‘I’d do it again if I could, but you can only do it once’
When Ryan Miller needed a new kidney, there was a long line of people willing to donate one – including his younger brother, Steven.
Diagnosed with polycystic kidney disease at the age of 14, Ryan was told he would need a new kidney or require dialysis treatments when he was 32 years old.
“We tested a lot of people. A lot of family and friends were willing to get tested to see if they could be a donor,” said Whitney Miller, Ryan’s wife. “Steven came back as a perfect match.”
Getting the two of them together was a slightly larger challenge. Their father served on the U.S. Coast Guard, and the family was always stationed somewhere along the coast. Both grew up with a love of the water. As a kid, Ryan would see the huge freighters come into the port at Norfolk, Virginia and think: I want to do that. For Steven, it was the thought of being paid to travel.
Both men followed their dreams: Ryan is a second mate on a freighter in the Great Lakes, serving as navigator and supervising the loading and unloading of the boat. Steven is an electrician on ocean-bound freighters, servicing refrigeration units, elevators and conveyor systems while they are out at sea. Ryan is away from home for about 60 days at a time, while Steven is out for 120 days at a time.
That schedule only increased the urgency for the procedure. Although Ryan was on the waiting list to receive a new kidney, the family knew might take years to find a matching donor that way. His health condition made the prospect of being on the water for two months at a time a dicey proposition. When everything came together between deployments six years ago, Steven said was ready.

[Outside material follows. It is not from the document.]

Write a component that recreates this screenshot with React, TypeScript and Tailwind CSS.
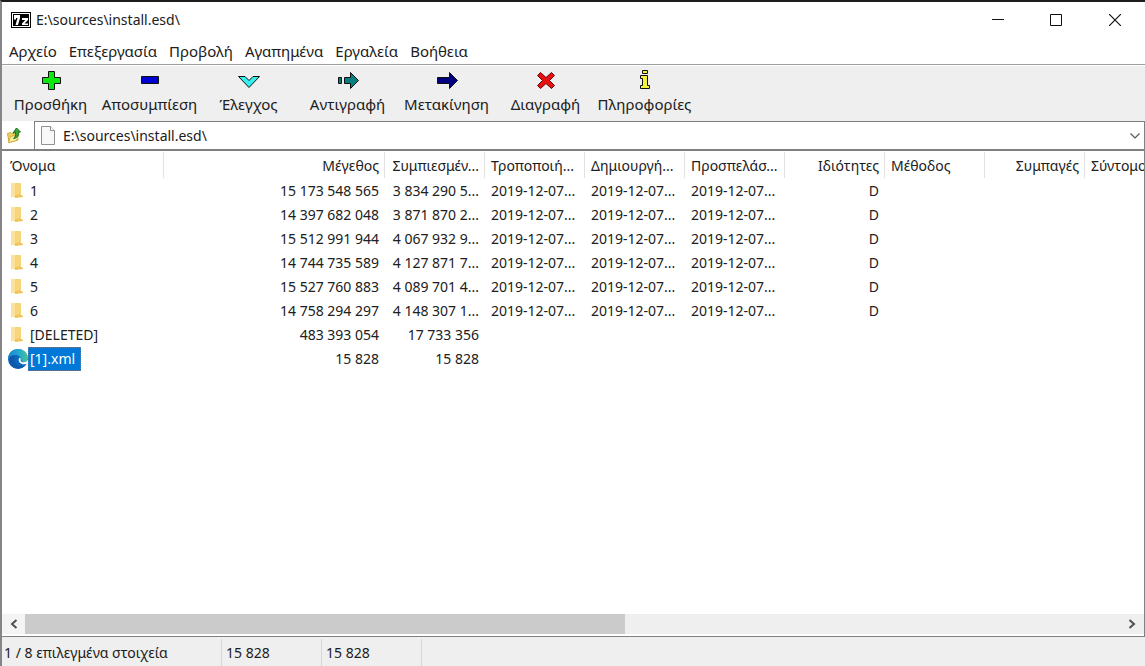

“I didn’t really think too much about it. I had two and he needed one,” said Steven, who was 27 at the time. “It wasn’t much of a question, really. It was more of a question of who in the family would give it to him.”
Ryan, however, was a little surprised that his younger brother had volunteered.
“It was pretty surreal. There’s a six-year age difference and we were never close growing up,” Ryan said. “I didn’t really expect it, but it’s the kind of man he is – he’s a very selfless person.
“We’ve since become best friends,” Ryan added. “It kind of brought us together as friends and brothers.”
The transplant was scheduled for Nov. 18, 2015, and went off without a hitch. It was in the nick of time, too. Ryan’s kidneys weighed about 10 pounds each and had to be removed. He was so ill he could hardly eat.
“He was in pretty bad shape,” Whitney said. “His kidneys looked like burnt lasagna; it was pretty gross.”
Although Ryan’s initial recovery was difficult, he hasn’t been hospitalized in the six years since the transplant. He stringently followed his post-transplant instructions and soon went back to work. Steven, who had always been healthy, bounced back right away. He said he can’t even see the scar from the surgery.
“It wasn’t a bad experience, at all,” Steven said. “I’m just glad I could do it. I’d do it again if I could, but you can only do it once. It cost me so little, and it helped someone else out so much.”
The family celebrates the anniversary along with Thanksgiving every year and the younger Miller sometimes teases his brother by squeezing his left side to send ‘phantom kidney pain’ to his older brother – all in good fun, he said, because “that’s what brothers do.”
They also encourage friends and family to sign up on the Michigan Organ Donor Registry, so they may help others in their time of need.
“It’s important to see how easily a transplant can help people become healthy,” Whitney said. “I try to put that into people’s minds: look at how sick Ryan was and look at him now. One kidney did that.”